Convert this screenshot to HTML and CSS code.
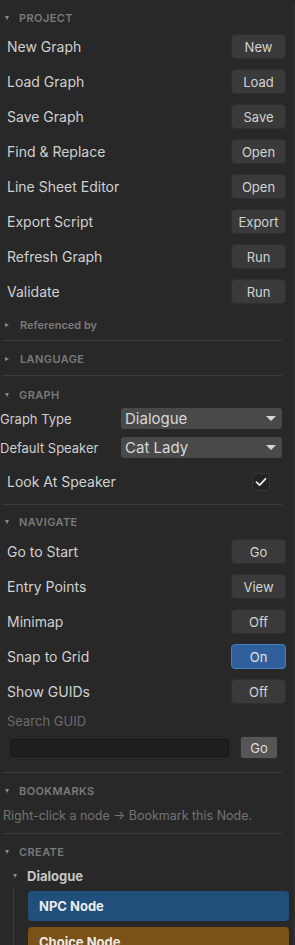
FILE: index.html
```html
<!DOCTYPE html>
<html lang="en">
<head>
  <meta charset="UTF-8" />
  <meta name="viewport" content="width=device-width, initial-scale=1.0"/>
  <title>Graph Inspector</title>
  <link rel="stylesheet" href="styles.css">
</head>
<body>
  <div class="panel">

    <section class="section section-project">
      <div class="section-header"><span class="caret open"></span>PROJECT</div>
      <div class="section-body">
        <div class="row"><span class="row-label">New Graph</span><button class="btn">New</button></div>
        <div class="row"><span class="row-label">Load Graph</span><button class="btn">Load</button></div>
        <div class="row"><span class="row-label">Save Graph</span><button class="btn">Save</button></div>
        <div class="row"><span class="row-label">Find &amp; Replace</span><button class="btn">Open</button></div>
        <div class="row"><span class="row-label">Line Sheet Editor</span><button class="btn">Open</button></div>
        <div class="row"><span class="row-label">Export Script</span><button class="btn">Export</button></div>
        <div class="row"><span class="row-label">Refresh Graph</span><button class="btn">Run</button></div>
        <div class="row"><span class="row-label">Validate</span><button class="btn">Run</button></div>
        <div class="sub-header"><span class="caret"></span>Referenced by</div>
      </div>
    </section>

    <section class="section section-language">
      <div class="section-header"><span class="caret"></span>LANGUAGE</div>
    </section>

    <section class="section section-graph">
      <div class="section-header"><span class="caret open"></span>GRAPH</div>
      <div class="field-row">
        <span class="field-label">Graph Type</span>
        <div class="dropdown">Dialogue<span class="dropdown-arrow"></span></div>
      </div>
      <div class="field-row">
        <span class="field-label">Default Speaker</span>
        <div class="dropdown">Cat Lady<span class="dropdown-arrow"></span></div>
      </div>
      <div class="row check-row">
        <span class="row-label">Look At Speaker</span>
        <span class="checkbox">
          <svg width="12" height="10" viewBox="0 0 12 10"><path d="M1.5 5.2 L4.6 8.2 L10.5 1.8" fill="none" stroke="#e6e6e6" stroke-width="1.8" stroke-linecap="round" stroke-linejoin="round"/></svg>
        </span>
      </div>
    </section>

    <section class="section section-navigate">
      <div class="section-header"><span class="caret open"></span>NAVIGATE</div>
      <div class="section-body">
        <div class="row"><span class="row-label">Go to Start</span><button class="btn">Go</button></div>
        <div class="row"><span class="row-label">Entry Points</span><button class="btn">View</button></div>
        <div class="row"><span class="row-label">Minimap</span><button class="btn">Off</button></div>
        <div class="row"><span class="row-label">Snap to Grid</span><button class="btn btn-on">On</button></div>
        <div class="row"><span class="row-label">Show GUIDs</span><button class="btn">Off</button></div>
        <div class="search-label">Search GUID</div>
        <div class="search-row">
          <input class="search-input" type="text" />
          <button class="btn-go">Go</button>
        </div>
      </div>
    </section>

    <section class="section section-bookmarks">
      <div class="section-header"><span class="caret open"></span>BOOKMARKS</div>
      <div class="hint">Right-click a node → Bookmark this Node.</div>
    </section>

    <section class="section-create">
      <div class="section-header"><span class="caret open"></span>CREATE</div>
      <div class="group-header"><span class="caret open"></span>Dialogue</div>
      <div class="group-body">
        <div class="node-btn node-npc">NPC Node</div>
        <div class="node-btn node-choice">Choice Node</div>
      </div>
    </section>

  </div>
</body>
</html>
```

FILE: styles.css
```css
* {
  box-sizing: border-box;
}

html, body {
  height: 100%;
}

body {
  margin: 0;
  background: #282828;
  font-family: Inter, 'Noto Sans', sans-serif;
  color: #d2d2d2;
  overflow: hidden;
}

.panel {
  height: 100%;
  border-right: 2px solid #2e2e2e;
}

/* sections and dividers */

.section {
  margin: 0 11px 0 3px;
  border-bottom: 1px solid #3b3b3b;
}

.section-header {
  display: flex;
  align-items: center;
  height: 26px;
  margin-top: 5px;
  padding-left: 2px;
  font-size: 11px;
  font-weight: 600;
  letter-spacing: 0.4px;
  color: #7a7a7a;
}

.caret {
  width: 0;
  height: 0;
  margin-right: 11px;
  border-top: 2.5px solid transparent;
  border-bottom: 2.5px solid transparent;
  border-left: 4px solid #8a8a8a;
}

.caret.open {
  border-left: 2.5px solid transparent;
  border-right: 2.5px solid transparent;
  border-top: 4px solid #8a8a8a;
  border-bottom: none;
  margin-right: 10px;
  margin-left: 0;
}

.section-body {
  padding-top: 3px;
}

/* label + button rows */

.row {
  display: flex;
  align-items: center;
  justify-content: space-between;
  height: 25px;
  margin-bottom: 10px;
  padding-left: 4px;
  margin-right: -4px;
}

.row-label {
  font-size: 14px;
  color: #d0d0d0;
}

.btn {
  width: 55px;
  height: 25px;
  padding: 0;
  background: #3a3a3a;
  border: 1px solid #2f2f2f;
  border-radius: 4px;
  font-family: Inter, 'Noto Sans', sans-serif;
  font-size: 13px;
  color: #d2d2d2;
}

.btn-on {
  background: #2f609c;
  border-color: #4a7fbd;
  color: #e4e4e4;
}

.sub-header {
  display: flex;
  align-items: center;
  height: 22px;
  margin-bottom: 4px;
  padding-left: 2px;
  font-size: 11px;
  font-weight: 600;
  color: #7a7a7a;
}

.section-language {
  padding-bottom: 3px;
}

/* graph fields */

.section-graph {
  padding-bottom: 10px;
}

.section-graph .section-header {
  margin-top: 6px;
}

.field-row {
  display: flex;
  align-items: center;
  height: 21px;
  margin-left: -3px;
  margin-bottom: 8px;
}

.field-label {
  width: 121px;
  font-size: 13px;
  color: #cfcfcf;
}

.dropdown {
  position: relative;
  flex: 1;
  height: 21px;
  padding-left: 4px;
  background: #494949;
  border-radius: 3px;
  font-size: 15px;
  line-height: 21px;
  color: #d8d8d8;
}

.dropdown-arrow {
  position: absolute;
  right: 6px;
  top: 8px;
  width: 0;
  height: 0;
  border-left: 5px solid transparent;
  border-right: 5px solid transparent;
  border-top: 5px solid #d6d6d6;
}

.section-graph .check-row {
  margin-top: 11px;
  margin-bottom: 0;
  margin-right: 12px;
}

.checkbox {
  display: flex;
  align-items: center;
  justify-content: center;
  width: 18px;
  height: 18px;
  background: #232323;
  border: 1px solid #353535;
  border-radius: 3px;
}

/* navigate */

.section-navigate .section-header {
  margin-top: 4px;
}

.section-navigate .section-body {
  padding-top: 4px;
}

.search-label {
  height: 14px;
  margin-bottom: 8px;
  padding-left: 4px;
  font-size: 13px;
  line-height: 14px;
  color: #6c6c6c;
}

.search-row {
  display: flex;
  align-items: center;
  height: 23px;
  margin-bottom: 13px;
  padding-left: 7px;
}

.search-input {
  width: 219px;
  height: 18px;
  background: #1f1f1f;
  border: 1px solid #161616;
  border-radius: 3px;
  outline: none;
}

.btn-go {
  width: 38px;
  height: 23px;
  margin-left: 11px;
  padding: 0;
  background: #565656;
  border: 1px solid #2c2c2c;
  border-radius: 3px;
  font-family: Inter, 'Noto Sans', sans-serif;
  font-size: 13px;
  color: #dcdcdc;
}

/* bookmarks */

.hint {
  height: 18px;
  margin-top: 3px;
  margin-bottom: 8px;
  font-size: 12.5px;
  line-height: 18px;
  color: #737373;
}

/* create */

.section-create {
  margin-left: 3px;
}

.group-header {
  display: flex;
  align-items: center;
  height: 22px;
  padding-left: 10px;
  font-size: 13px;
  font-weight: 700;
  color: #c6c6c6;
}

.group-header .caret.open {
  margin-right: 10px;
}

.group-body {
  margin-left: 10px;
  margin-top: 1px;
  padding-top: 3px;
  padding-left: 14px;
  border-left: 1px solid #3c3c3c;
}

.node-btn {
  width: 261px;
  height: 30px;
  margin-bottom: 6px;
  padding-left: 11px;
  border-radius: 4px;
  font-size: 13px;
  font-weight: 700;
  line-height: 30px;
  color: #ececec;
}

.node-npc {
  background: #1f4f7a;
}

.node-choice {
  background: #7a5218;
}
```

What to work on: Copy out all lines that carry the word "this".

Exercise solution:
Convert this screenshot to HTML and CSS code.
      <div class="hint">Right-click a node → Bookmark this Node.</div>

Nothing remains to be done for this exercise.